■ **DATA FOR PROCESSING**:
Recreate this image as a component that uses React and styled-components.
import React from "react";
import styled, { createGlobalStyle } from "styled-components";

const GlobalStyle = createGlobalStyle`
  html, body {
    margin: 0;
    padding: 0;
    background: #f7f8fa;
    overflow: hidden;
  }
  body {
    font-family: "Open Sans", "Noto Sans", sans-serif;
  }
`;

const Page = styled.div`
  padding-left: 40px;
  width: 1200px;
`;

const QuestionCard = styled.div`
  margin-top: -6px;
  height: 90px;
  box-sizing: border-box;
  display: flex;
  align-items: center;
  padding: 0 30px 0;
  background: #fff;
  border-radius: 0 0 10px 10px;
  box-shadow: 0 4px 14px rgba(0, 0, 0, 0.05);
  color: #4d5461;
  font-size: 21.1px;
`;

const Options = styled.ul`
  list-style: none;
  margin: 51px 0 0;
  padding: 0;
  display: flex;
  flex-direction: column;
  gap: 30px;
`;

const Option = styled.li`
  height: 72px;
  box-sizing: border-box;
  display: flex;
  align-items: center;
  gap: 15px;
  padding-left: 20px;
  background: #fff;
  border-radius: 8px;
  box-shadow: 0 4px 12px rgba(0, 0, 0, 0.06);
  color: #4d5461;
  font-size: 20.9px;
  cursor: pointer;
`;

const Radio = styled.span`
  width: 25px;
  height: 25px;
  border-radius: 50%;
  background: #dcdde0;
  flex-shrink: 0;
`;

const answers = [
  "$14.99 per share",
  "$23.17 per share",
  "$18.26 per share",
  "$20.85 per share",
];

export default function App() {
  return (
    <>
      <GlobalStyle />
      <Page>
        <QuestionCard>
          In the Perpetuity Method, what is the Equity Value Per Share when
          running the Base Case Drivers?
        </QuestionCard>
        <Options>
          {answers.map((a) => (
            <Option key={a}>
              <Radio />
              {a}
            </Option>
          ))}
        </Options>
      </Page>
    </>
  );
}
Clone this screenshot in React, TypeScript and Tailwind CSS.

■ **THE EXERCISE**:
The entries above should be repeated exactly, every one of them.

■ **CORRECT ANSWER**:
Recreate this image as a component that uses React and styled-components.
import React from "react";
import styled, { createGlobalStyle } from "styled-components";

const GlobalStyle = createGlobalStyle`
  html, body {
    margin: 0;
    padding: 0;
    background: #f7f8fa;
    overflow: hidden;
  }
  body {
    font-family: "Open Sans", "Noto Sans", sans-serif;
  }
`;

const Page = styled.div`
  padding-left: 40px;
  width: 1200px;
`;

const QuestionCard = styled.div`
  margin-top: -6px;
  height: 90px;
  box-sizing: border-box;
  display: flex;
  align-items: center;
  padding: 0 30px 0;
  background: #fff;
  border-radius: 0 0 10px 10px;
  box-shadow: 0 4px 14px rgba(0, 0, 0, 0.05);
  color: #4d5461;
  font-size: 21.1px;
`;

const Options = styled.ul`
  list-style: none;
  margin: 51px 0 0;
  padding: 0;
  display: flex;
  flex-direction: column;
  gap: 30px;
`;

const Option = styled.li`
  height: 72px;
  box-sizing: border-box;
  display: flex;
  align-items: center;
  gap: 15px;
  padding-left: 20px;
  background: #fff;
  border-radius: 8px;
  box-shadow: 0 4px 12px rgba(0, 0, 0, 0.06);
  color: #4d5461;
  font-size: 20.9px;
  cursor: pointer;
`;

const Radio = styled.span`
  width: 25px;
  height: 25px;
  border-radius: 50%;
  background: #dcdde0;
  flex-shrink: 0;
`;

const answers = [
  "$14.99 per share",
  "$23.17 per share",
  "$18.26 per share",
  "$20.85 per share",
];

export default function App() {
  return (
    <>
      <GlobalStyle />
      <Page>
        <QuestionCard>
          In the Perpetuity Method, what is the Equity Value Per Share when
          running the Base Case Drivers?
        </QuestionCard>
        <Options>
          {answers.map((a) => (
            <Option key={a}>
              <Radio />
              {a}
            </Option>
          ))}
        </Options>
      </Page>
    </>
  );
}
Clone this screenshot in React, TypeScript and Tailwind CSS.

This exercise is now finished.